Entries from a dataset:

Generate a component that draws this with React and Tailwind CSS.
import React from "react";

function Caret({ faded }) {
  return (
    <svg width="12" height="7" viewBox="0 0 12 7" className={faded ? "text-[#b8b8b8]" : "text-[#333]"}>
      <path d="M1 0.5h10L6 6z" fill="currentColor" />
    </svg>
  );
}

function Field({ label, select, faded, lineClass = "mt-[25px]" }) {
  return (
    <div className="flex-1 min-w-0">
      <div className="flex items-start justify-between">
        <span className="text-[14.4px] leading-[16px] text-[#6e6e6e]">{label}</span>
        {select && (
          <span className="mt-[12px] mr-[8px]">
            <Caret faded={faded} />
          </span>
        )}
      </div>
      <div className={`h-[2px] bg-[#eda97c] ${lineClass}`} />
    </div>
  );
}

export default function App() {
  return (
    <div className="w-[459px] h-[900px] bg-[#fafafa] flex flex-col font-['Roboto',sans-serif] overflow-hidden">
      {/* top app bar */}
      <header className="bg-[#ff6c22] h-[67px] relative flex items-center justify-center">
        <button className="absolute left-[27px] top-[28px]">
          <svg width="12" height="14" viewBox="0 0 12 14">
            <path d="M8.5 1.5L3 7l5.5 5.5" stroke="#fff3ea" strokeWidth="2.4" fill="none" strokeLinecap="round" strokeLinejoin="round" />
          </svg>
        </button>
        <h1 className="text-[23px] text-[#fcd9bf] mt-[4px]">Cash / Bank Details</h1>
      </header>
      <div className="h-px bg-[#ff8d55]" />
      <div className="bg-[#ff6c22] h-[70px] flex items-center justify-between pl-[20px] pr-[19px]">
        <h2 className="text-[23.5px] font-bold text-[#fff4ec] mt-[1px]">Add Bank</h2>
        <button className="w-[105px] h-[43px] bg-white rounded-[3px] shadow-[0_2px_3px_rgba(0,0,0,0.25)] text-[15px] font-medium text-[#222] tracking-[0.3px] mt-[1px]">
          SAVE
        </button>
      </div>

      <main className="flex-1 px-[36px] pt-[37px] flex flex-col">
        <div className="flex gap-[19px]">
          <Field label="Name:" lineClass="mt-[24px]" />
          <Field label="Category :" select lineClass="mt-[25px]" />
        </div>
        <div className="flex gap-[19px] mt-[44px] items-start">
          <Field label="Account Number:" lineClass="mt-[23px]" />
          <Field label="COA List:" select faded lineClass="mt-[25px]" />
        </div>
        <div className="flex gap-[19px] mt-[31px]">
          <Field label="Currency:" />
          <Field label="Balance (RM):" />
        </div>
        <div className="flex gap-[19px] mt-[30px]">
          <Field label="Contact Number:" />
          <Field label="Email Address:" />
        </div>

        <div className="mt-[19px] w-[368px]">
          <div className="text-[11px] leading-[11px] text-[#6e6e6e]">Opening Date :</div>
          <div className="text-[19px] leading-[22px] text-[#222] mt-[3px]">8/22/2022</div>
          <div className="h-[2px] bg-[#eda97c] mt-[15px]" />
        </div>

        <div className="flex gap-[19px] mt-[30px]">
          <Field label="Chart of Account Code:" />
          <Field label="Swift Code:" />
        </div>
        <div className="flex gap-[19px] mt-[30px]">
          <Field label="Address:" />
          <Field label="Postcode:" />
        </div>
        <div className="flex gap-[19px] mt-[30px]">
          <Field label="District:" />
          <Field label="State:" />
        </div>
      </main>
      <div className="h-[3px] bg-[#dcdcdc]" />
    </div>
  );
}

---

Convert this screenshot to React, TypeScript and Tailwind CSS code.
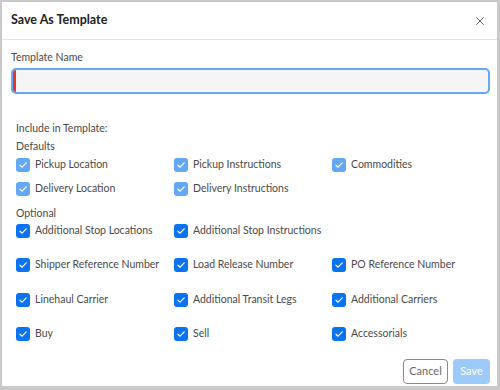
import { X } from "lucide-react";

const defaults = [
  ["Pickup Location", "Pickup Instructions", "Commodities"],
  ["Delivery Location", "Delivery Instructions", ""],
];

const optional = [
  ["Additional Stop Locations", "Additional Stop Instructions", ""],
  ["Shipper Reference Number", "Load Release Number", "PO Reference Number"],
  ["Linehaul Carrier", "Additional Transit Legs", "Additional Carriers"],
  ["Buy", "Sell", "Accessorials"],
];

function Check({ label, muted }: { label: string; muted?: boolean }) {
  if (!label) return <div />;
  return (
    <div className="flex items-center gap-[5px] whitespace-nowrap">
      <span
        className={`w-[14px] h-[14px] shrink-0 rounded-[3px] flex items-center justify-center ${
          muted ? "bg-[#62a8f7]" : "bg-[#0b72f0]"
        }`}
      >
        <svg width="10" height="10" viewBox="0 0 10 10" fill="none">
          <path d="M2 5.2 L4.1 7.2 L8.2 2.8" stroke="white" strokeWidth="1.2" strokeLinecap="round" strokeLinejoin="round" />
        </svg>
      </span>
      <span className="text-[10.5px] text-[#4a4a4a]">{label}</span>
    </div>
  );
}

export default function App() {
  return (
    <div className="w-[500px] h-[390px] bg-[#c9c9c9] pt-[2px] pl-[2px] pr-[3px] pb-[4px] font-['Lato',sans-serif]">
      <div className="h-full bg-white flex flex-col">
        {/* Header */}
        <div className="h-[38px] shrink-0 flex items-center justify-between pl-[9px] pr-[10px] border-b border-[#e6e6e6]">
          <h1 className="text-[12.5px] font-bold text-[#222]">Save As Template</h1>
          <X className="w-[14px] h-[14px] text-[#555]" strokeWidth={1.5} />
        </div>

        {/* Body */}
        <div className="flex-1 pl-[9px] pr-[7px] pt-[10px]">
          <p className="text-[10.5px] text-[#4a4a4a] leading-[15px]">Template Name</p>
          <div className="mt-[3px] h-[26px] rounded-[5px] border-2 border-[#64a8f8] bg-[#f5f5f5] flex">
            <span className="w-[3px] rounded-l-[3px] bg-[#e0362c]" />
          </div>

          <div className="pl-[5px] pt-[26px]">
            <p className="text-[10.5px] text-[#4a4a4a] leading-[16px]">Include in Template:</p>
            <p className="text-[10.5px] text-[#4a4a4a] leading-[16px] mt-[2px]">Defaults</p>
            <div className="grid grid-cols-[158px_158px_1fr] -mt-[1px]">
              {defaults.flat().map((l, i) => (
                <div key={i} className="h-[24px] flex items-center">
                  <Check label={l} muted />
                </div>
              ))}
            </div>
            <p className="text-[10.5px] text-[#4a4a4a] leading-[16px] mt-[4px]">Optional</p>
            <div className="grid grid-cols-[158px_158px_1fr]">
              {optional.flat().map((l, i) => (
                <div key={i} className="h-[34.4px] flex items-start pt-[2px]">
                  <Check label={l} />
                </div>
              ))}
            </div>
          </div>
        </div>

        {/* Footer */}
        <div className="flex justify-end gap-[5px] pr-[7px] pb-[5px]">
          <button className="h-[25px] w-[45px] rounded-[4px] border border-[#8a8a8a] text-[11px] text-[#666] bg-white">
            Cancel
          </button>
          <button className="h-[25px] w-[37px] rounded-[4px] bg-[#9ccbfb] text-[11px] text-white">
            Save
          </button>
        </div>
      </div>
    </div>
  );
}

*Job*
Copy, from the material above, each line in which the string "Tailwind" occurs.

*Response to this task*
Generate a component that draws this with React and Tailwind CSS.
Convert this screenshot to React, TypeScript and Tailwind CSS code.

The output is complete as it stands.